Blind spot 1: The transition period. Even under the most benign CLARITY Act, projects will have 12-18 months to comply. That is a short window for projects that have never filed a registration statement. Secondary trading will freeze during the transition, creating liquidity spirals. I simulated this effect using historical data from the 2020 DeFi collapse: a 30-day liquidity freeze leads to a 40% drop in token price, even if the project is eventually compliant.
Blind spot 2: The SEC's rules may preempt the CLARITY Act. If the SEC finalizes its broker-dealer rules first, they will define 'digital asset security' narrowly, potentially excluding many tokens that the CLARITY Act would exempt. This creates a regulatory race condition. The market is not pricing in the possibility that Congress and the SEC produce conflicting definitions. That is a classic tail risk that the market ignores until it crystallizes.

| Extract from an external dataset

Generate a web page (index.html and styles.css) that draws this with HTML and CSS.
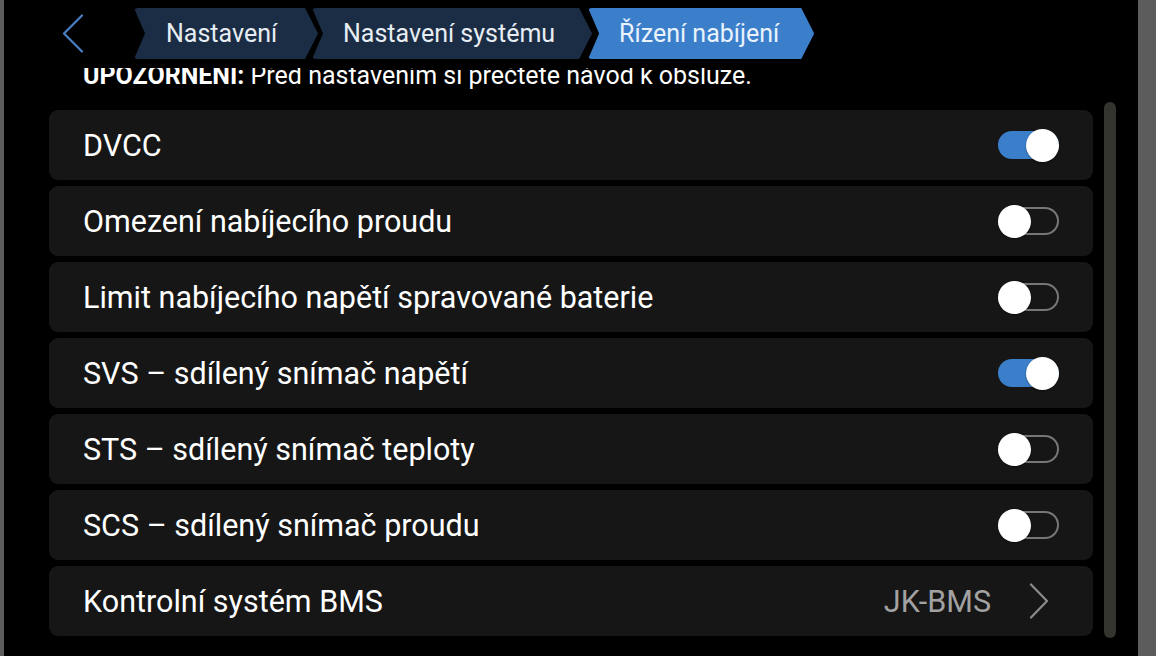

Blind spot 3: The cost of legal advice. Every project will need to hire a law firm to interpret the new rules. That is a fixed cost that disproportionately affects small projects. The concentration of capital into a few 'regulatory-compliant' mega-projects is a feature, not a bug, of the system. The ledger bleeds where emotion replaces logic, and the bleeding will be in the long tail of tokens.
Takeaway: The Accountability Call
The SEC's agenda item is not a catalyst for a new bull run. It is a liability schedule. The market should be asking a different question: Not 'when will the rules come?' but 'which projects will survive the transition cost?' The CLARITY Act's fate is the single most important variable for the next 12 months. Watch its committee votes, not the SEC's calendar. The window for regulatory arbitrage is closing. Compliance is a competitive advantage, but only for those who can afford it. The market has six quarters to prepare. The clock is ticking.
The ledger bleeds where emotion replaces logic. Read the agenda, ignore the timeline, audit the legal dependency.